Crime & Justice

Speakers at Tyre Nichols funeral demand US police reform

Washington, Feb 1 (EFE).- The funeral for Tyre Nichols – an 29-year-old African American man beaten to death by police in early January, was held Wednesday in Memphis, Tennessee, with attendees demanding reform to end police violence.

The ceremony was held in the Mississippi Boulevard Christian Church in Memphis with the Nichols family in attendance along with US Vice President Kamala Harris, well-known civil rights activist Rev. Al Sharpton and relatives of other African American victims of police violence such as George Floyd.

If there was one constant in the eulogies delivered during the religious service it was the demand that Congress approve the George Floyd Justice in Policing Act, which includes significant police reforms.

Nichols’ mother, Rowvaughn Wells, could not have been more clear, saying that “We need to get that bill passed, because if we don’t – that blood – the next child that dies, that blood is going to be on (the) hands (of US lawmakers).”

The service began with a 70-person choir singing “Strength Like No Other,” during which many of those in the church rose from their seats.

At the front of the church was the casket containing the body of Nichols, who died after a group of police officers beat him with truncheons, kicked him in the head and tased him on Jan. 7 after they had detained him for a traffic violation.

Currently, two suspended Memphis police officers, one of them African American and the other white, are being investigated, while another five officers – all of them black – have been fired from the force and are facing assorted criminal charges.

During her remarks at the service, Harris recalled that between 2017-2021, when she was a US senator from California, she was one of the lawmakers who drafted the George Floyd Justice in Policing Act.

Harris said that now, as vice president, she is demanding that Congress approve that bill.

The initiative, first presented in 2020 and then again in 2021, stipulates the creation of a national registry catalogueing bad police practices to prevent officers from enjoying impunity for their actions when they transfer to a different jurisdiction.

In addition, the bill seeks to reform “qualified immunity,” a legal doctrine that protects state and local officials, including law enforcement officers, from individual responsibility if they violate a clearly established constitutional right.

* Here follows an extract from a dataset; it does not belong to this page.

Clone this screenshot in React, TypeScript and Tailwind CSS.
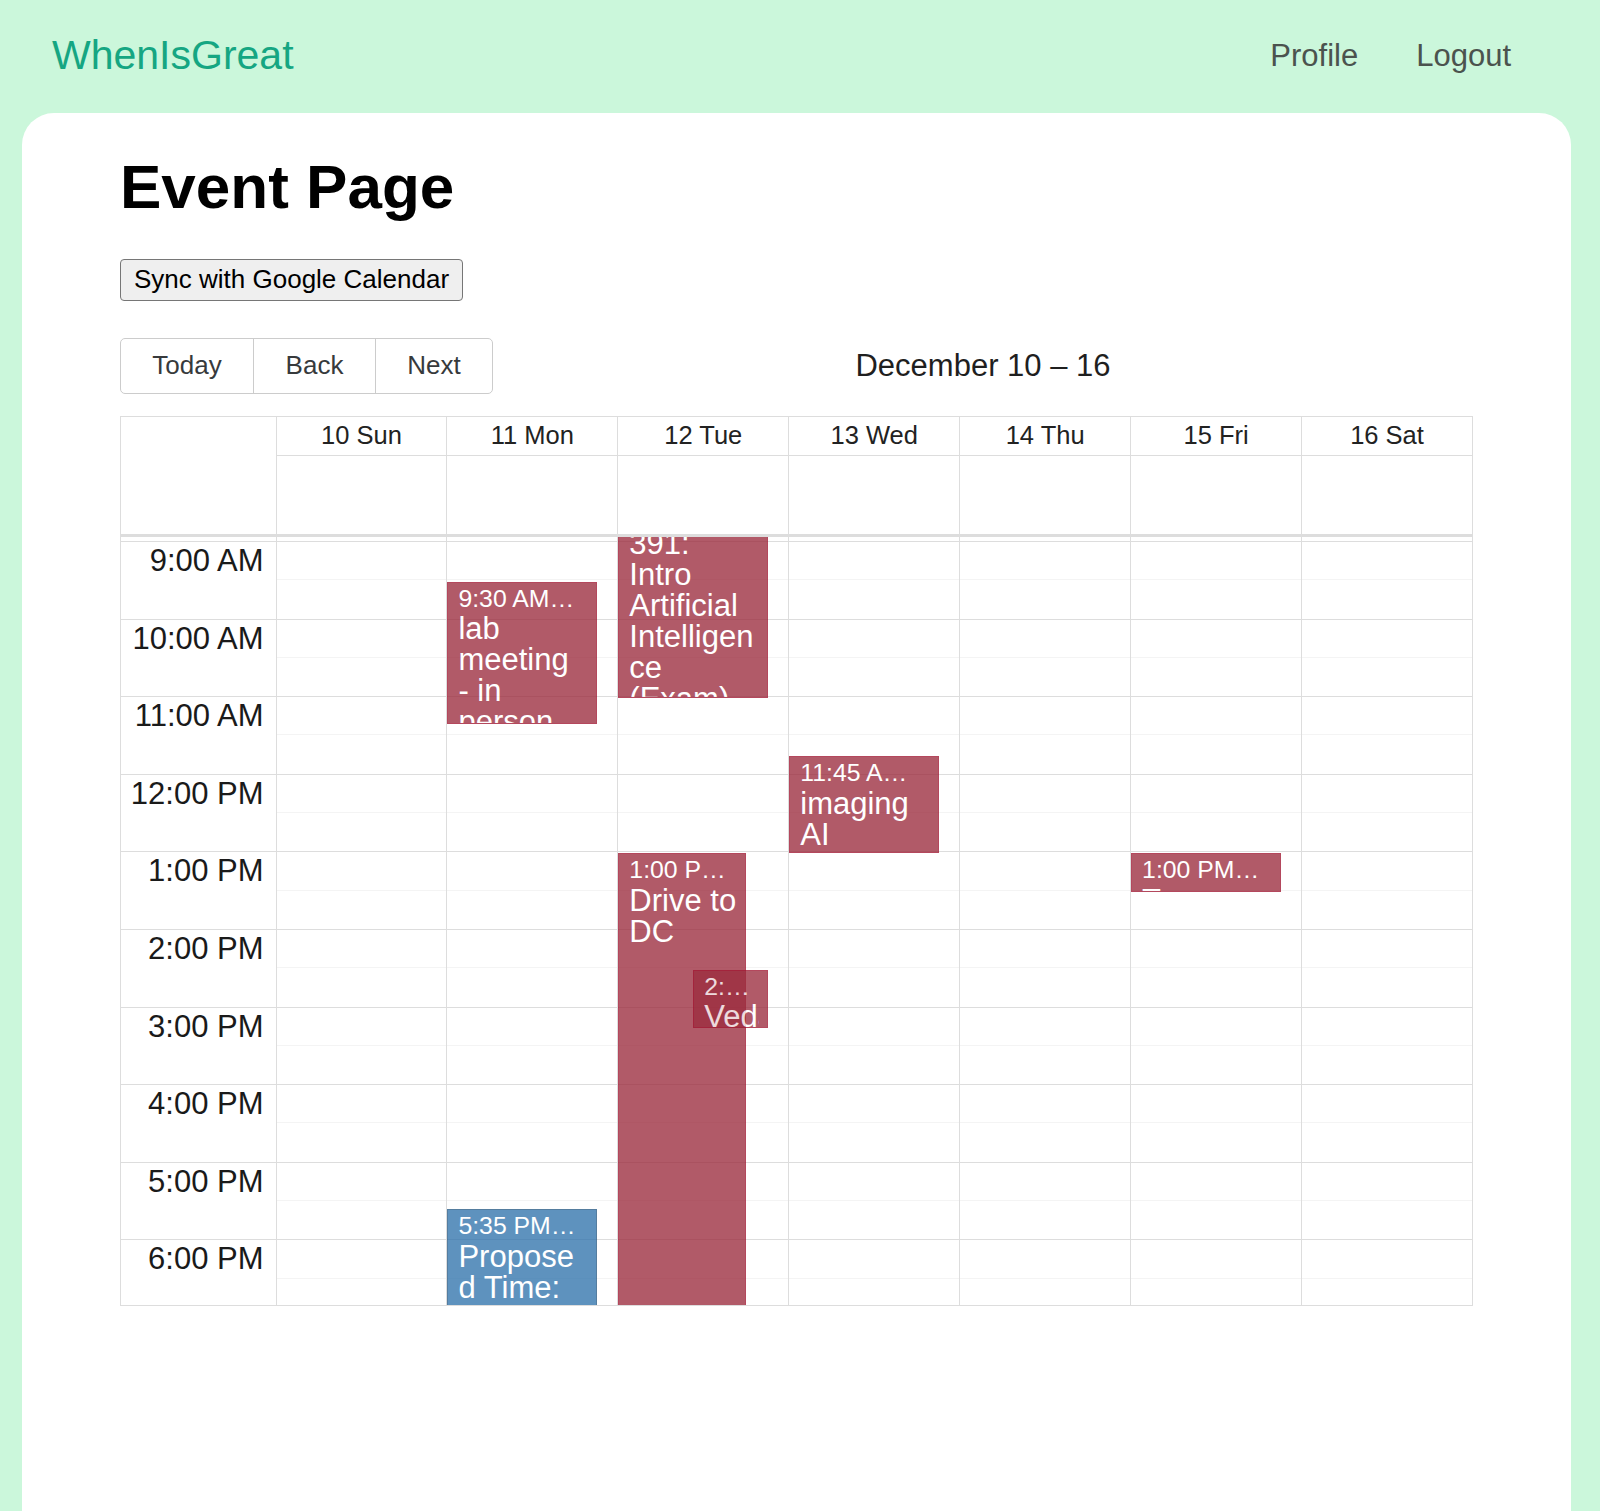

Critics of the doctrine say that it serves to shield the perpetrators of abuses.

Harris said that “This violent act … was not in the interest of keeping the public safe,” asking “Was (Nichols) also not entitled to the right to be safe?”

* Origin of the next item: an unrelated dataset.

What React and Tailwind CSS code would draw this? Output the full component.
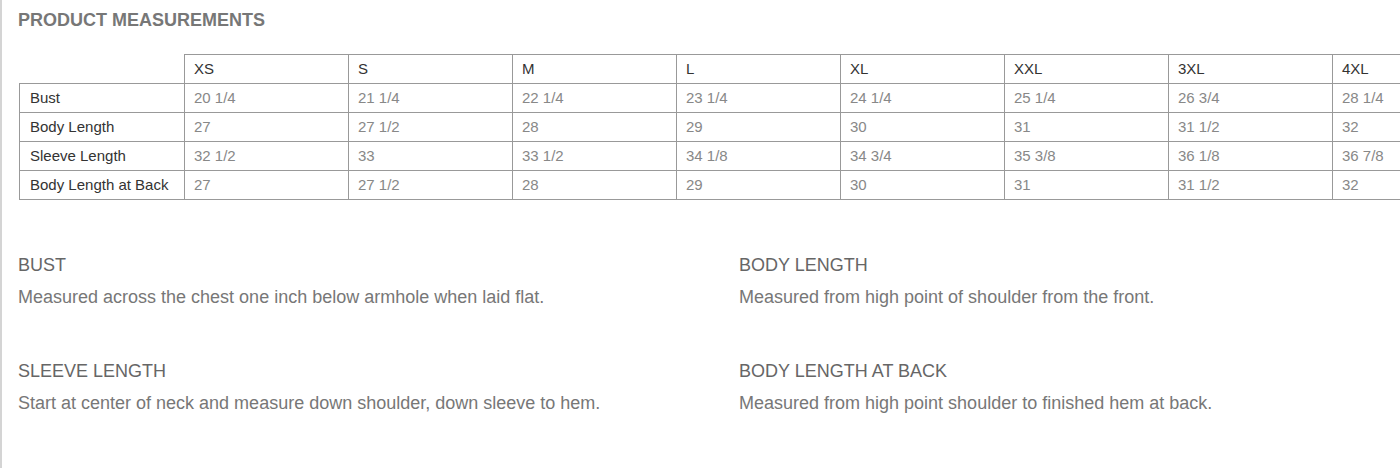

During the funeral service, the vice president sat in one of the front rows of the church beside Nichols’ mother and the family attorney, Ben Crump.

The eulogy that, without doubt, received the biggest ovations and cries of indignation from those in the church was delivered by Sharpton.

Saying that the police did not even ask Nichols for his drivers license before they pulled him from his car and began beating him, Sharpton emphasized that “You don’t fight crime by becoming criminals yourself,” referring to the police.

Sharpton said that the officers acted in the way they did because “they feel that there is no accountability” for their actions, adding that he and others would not stop until the officers pay for what they did and the system is changed.

In that regard, he called for passage of the police reform bill so that officers “think twice” before they fire their weapon at someone who is unarmed or press their knee on someone’s neck, as a white police officer did to Floyd in 2020, suffocating him even though he was already handcuffed and prone on the street.

Regarding the Nichols case, Sharpton alluded to the fact that most of the officers in the matter were African American, saying, “Let’s get rid of qualified immunity and see if (black police officers) learn the same manners you have on the white side of town,” where – he said – crime can be kept under control without beating people to death.